Like “going forward” and “picking the low-hanging fruit” the phrase “drowning puppies” is a piece of business jargon.
It refers to a cherished idea or money making scheme that just isn’t doing the business and needs to be killed off.
Venture Day at Cranfield University today (Thursday) heard some business horror stories, how people have lost hundreds of thousands of pounds through trying to keep cherished “puppies” alive.
Derek Sims, the MD and owner at Sims Toyota, took his business from £7.5million to £23million turnover in three years. But he’s had his share of failure, too.
His business “near-death experience” saw him lose £1.75million on a franchise arrangement when a deal with a world name in the motor trade went sour.
“The big isue was we didn’t sell enough cars!” Mr Sims told a seminar. “Sales dropped and we were losing £100,000 a month.”
But he found himself on the wrong side of a contract, which meant him losing out. He warned the business audience to be careful of flattery. His businesses had been doing well, so he believed he had the golden touch, especially when they told him he was brilliant. “But they only want you to dig their trenches,” he said.

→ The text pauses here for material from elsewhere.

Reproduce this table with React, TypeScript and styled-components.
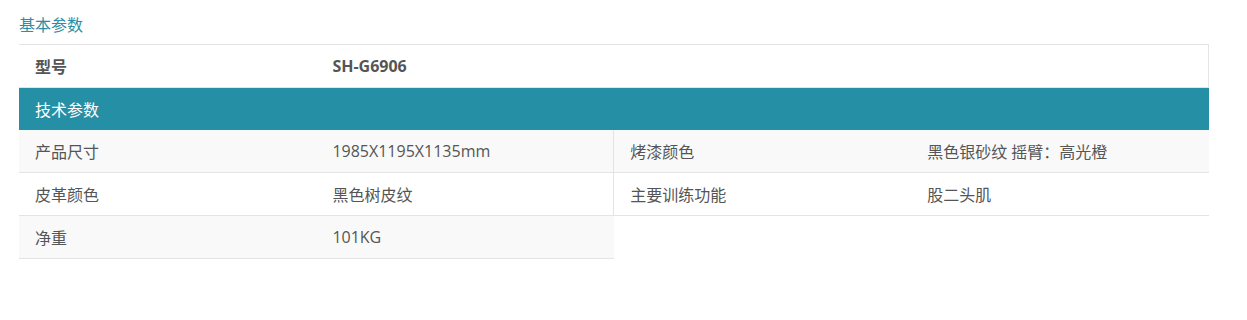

Dairy entrepreneur Jon Thornes, MBE, founded Cool Milk which has 800,000 customers. But he has also started 30-40 other businesses with varying degrees of success.
One of his messages to the other entrepreneurs was to be careful of what staff say because they could be more interested in getting paid next month. They also get to be protective of puppies instead of helping to drown them.
He said: “If you give ideas to staff, they lie to you. You can’t believe staff, they want to get paid!”